Kurwenal who had not commented in this blog for a while, has just posted three insightful comments diagnosing Western malaise. This one deserves promotion to article entry:

A particular animating force, the Jewish-Christian spirit, has been travelling and ever moulding the outlook, the discourse, and values that today inform Western consciousness. The defining character of this spirit is egalitarianism. It has expressed an egalitarian will, an egalitarian mentality—instinctive at the beginning, but increasingly conscious of itself until, in our own times, it has become fully aware of its aspirations and final goals.
Western civilisation is condemned because the egalitarian utopia that has inspired it for the last two thousand years is in contradiction with the demands of modern society. Enthralled by this utopia, European man can no longer assume control of the world’s destiny, or be the creator of a new future.

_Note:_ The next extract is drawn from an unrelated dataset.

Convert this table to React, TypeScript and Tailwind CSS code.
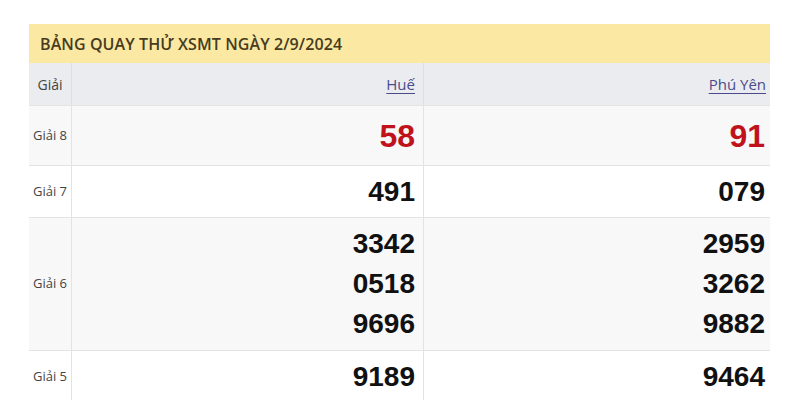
const rows = [
  { label: 'Giải 8', hue: ['58'], phuyen: ['91'], red: true, shade: true, h: 'h-[60px]' },
  { label: 'Giải 7', hue: ['491'], phuyen: ['079'], red: false, shade: false, h: 'h-[52px]' },
  { label: 'Giải 6', hue: ['3342', '0518', '9696'], phuyen: ['2959', '3262', '9882'], red: false, shade: true, h: 'h-[133px]' },
  { label: 'Giải 5', hue: ['9189'], phuyen: ['9464'], red: false, shade: false, h: 'h-[52px]' },
];

function NumberCell({ values, red, last }: { values: string[]; red: boolean; last?: boolean }) {
  return (
    <div
      className={`flex flex-col items-end justify-center ${last ? 'w-[346px] pr-[5px]' : 'w-[352px] pr-[8px] border-r border-[#e3e3e3]'}`}
    >
      {values.map((v) => (
        <span
          key={v}
          className={`leading-[40px] font-bold ${red ? 'text-[32px] text-[#c0121b]' : 'text-[28px] text-[#111]'}`}
          style={{ fontFamily: '"Liberation Sans", Arial, sans-serif' }}
        >
          {v}
        </span>
      ))}
    </div>
  );
}

export default function App() {
  return (
    <div className="w-[800px] h-[400px] overflow-hidden bg-white pt-[24px] pl-[29px]">
      <div className="w-[741px]" style={{ fontFamily: '"Open Sans", "Noto Sans", sans-serif' }}>
        {/* Title */}
        <div className="h-[39px] bg-[#fbe8a2] flex items-center pl-[11px]">
          <span className="text-[16px] font-semibold text-[#463b20] tracking-[0.1px]">
            BẢNG QUAY THỬ XSMT NGÀY 2/9/2024
          </span>
        </div>

        {/* Header */}
        <div className="h-[42px] bg-[#eaecef] flex">
          <div className="w-[43px] flex items-center justify-center border-r border-[#dcdfe3] text-[14px] text-[#444]">
            Giải
          </div>
          <div className="w-[352px] flex items-center justify-end pr-[8px] border-r border-[#dcdfe3]">
            <a className="text-[15px] text-[#4b4b8c] underline underline-offset-[3px]">Huế</a>
          </div>
          <div className="w-[346px] flex items-center justify-end pr-[4px]">
            <a className="text-[15px] text-[#4b4b8c] underline underline-offset-[3px]">Phú Yên</a>
          </div>
        </div>

        {/* Body */}
        {rows.map((r) => (
          <div
            key={r.label}
            className={`flex ${r.h} border-t border-[#e3e3e3] ${r.shade ? 'bg-[#f8f8f8]' : 'bg-white'}`}
          >
            <div className="w-[43px] flex items-center justify-center border-r border-[#e3e3e3] text-[13px] text-[#444] whitespace-nowrap">
              {r.label}
            </div>
            <NumberCell values={r.hue} red={r.red} />
            <NumberCell values={r.phuyen} red={r.red} last />
          </div>
        ))}
      </div>
    </div>
  );
}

Ashamed of a past which over time has given it undisputed superiority, the egalitarian West now wants the “end of history.” It desires a return to the static stage of mammalian happiness: to an Edenic pre-human past.
Egalitarianism has passed through different phases: mythical, ideological, and synthetic. It entered history (Phase One) in the garments of the Christian myth—“There is neither Jew nor Greek, there is neither bond nor free, there is neither male nor female: for ye are all one in Christ Jesus” (Galatians 3:28)—and, as with any other myth, without explaining itself in either its discourse or in its actions, sensing its internal dialectics still as unity and harmony. Then (Phase Two) the “contradictions” began to be felt and rationalised: first on a religious level, when the theologies of the Reformation and Counter-Reformation became “ideologies” and the dialectical contraries took social and political shape—becoming “parties.” In this second phase, egalitarian consciousness becomes deeper, re-conceiving the idea of “equality of souls before God” as “equality of men as citizens before their institutions.” This has come to be called “the revolutionary era,” since its manifestations were sometimes, though not always, violent. Liberalism—in its Anglo-Saxon and French modalities—started here.
Goethe was wont to say that ideas, taken to their ultimate consequences, become absurd. Egalitarianism was indeed pursued to its ultimate consequences: the aspiration and will of attaining “equality of men before Nature itself.” This Third Phase may be characterised as “theoretical,” since it claimed to merge—”rationally” and “ecumenically” in a superior synthesis—the ideologies that derived from the myth. It started in an embryonic manner with Hegelianism; then came a first political-philosophical manifestation: Marxism.
In the synthetic phase in which we currently find ourselves, the dialectics of egalitarianism are felt as an obstacle to achieving a global ecumene. Hence the constant presence of terms like “internationalism,” “cosmopolitism,” and “multiculturalism”—and the establishment of “political correctness” as the only legitimate discourse.
With hindsight, Marxism-Leninism may be considered a “deviation” from the main current of the egalitarian tendency, since it tried to “force” or “anticipate” the natural evolution of egalitarianism towards a final synthesis. It was not until the fall of the Berlin Wall in 1989, and the peaceful ending of the Cold War—when Communism became reabsorbed into the common egalitarian matrix (partly because the objectives pursued by Marxism in the Eastern bloc had already been attained in the West)—that the final and true “recovered unity” of the egalitarian tendency took shape.
Its consecration may be observed today in the unanimous acceptance of the doctrine of human rights and its expansion through liberal-capitalistic or socialist-Third Worldist globalisation—a project of planetary homogenisation which seeks to progress till the conclusive exit of humankind from history.